6) No shortage of stories, but let’s pause the celebs and talk about me like,’getting dead’.In a fair world (hi, OBL) I’d be dead about 12 times over by now. Plane crashes, car wrecks, ‘Oh God help me’ falls from high places, falling objects missing me by millimeters, hard to know where to start. Ok, start with Agnes, the great flood/hurricane. Lots of damage, trees down. I spent weeks with a chain saw cleaning up for customers. One day I decided I liked the smell of evergreen branches so much that I really ought to take ‘em home with me and fill the house. Why not? And yeah, that idea saved my life. Driving down the Buck Hill, steep as it is long, in my ’64 VW window-van, a pickup in front of me signalled right but turned left suddenly. I never had a chance. The van rolled over sideways, followed by acrobatics in all three possible spin-modes; end-over-end, cartwheel, leap-frog over concrete walls, the eye-witnesses must have been both thrilled and aghast. I hope not disappointed when I emerged through the sun-roof with only a couple gashes and bruises. Why I survived? The damn branches had transformed the van’s interior into something resembling the barrels used to go over Niagara Falls. I almost enjoyed the ride.

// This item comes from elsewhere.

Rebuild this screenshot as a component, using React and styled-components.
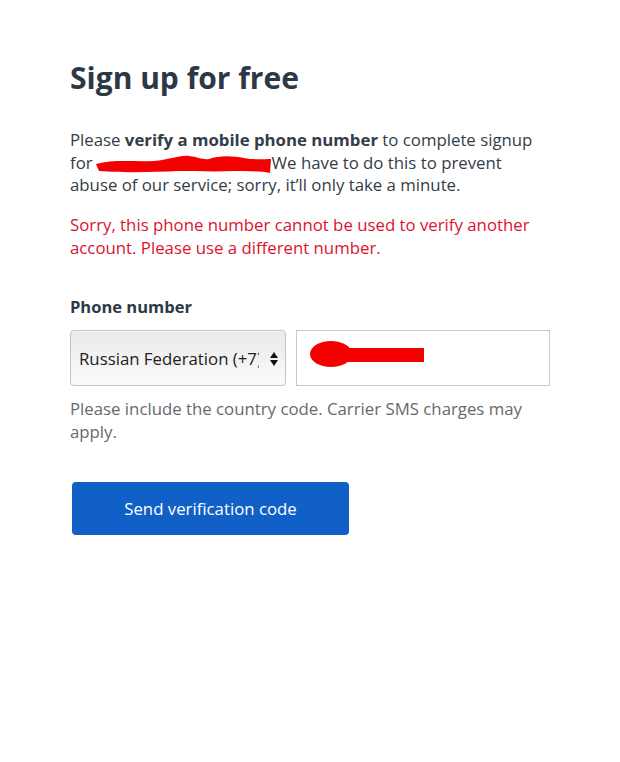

Since that show, most of my later accidents happened while I slept, unfortunately. Crashed into the lucky beginning of a guard-rail section on the NJ Turnpike in the Volvo P-1800 I’d bought (from a Xangan). Wasn’t her fault of course. Or mine, exactly. It was that soporific music on some NYC radio station at 4:30 AM. Don’t they know better than to play that stuff when all-nighters like me are groggy?
I’ll leave the rest of my free 9-lives stories till later.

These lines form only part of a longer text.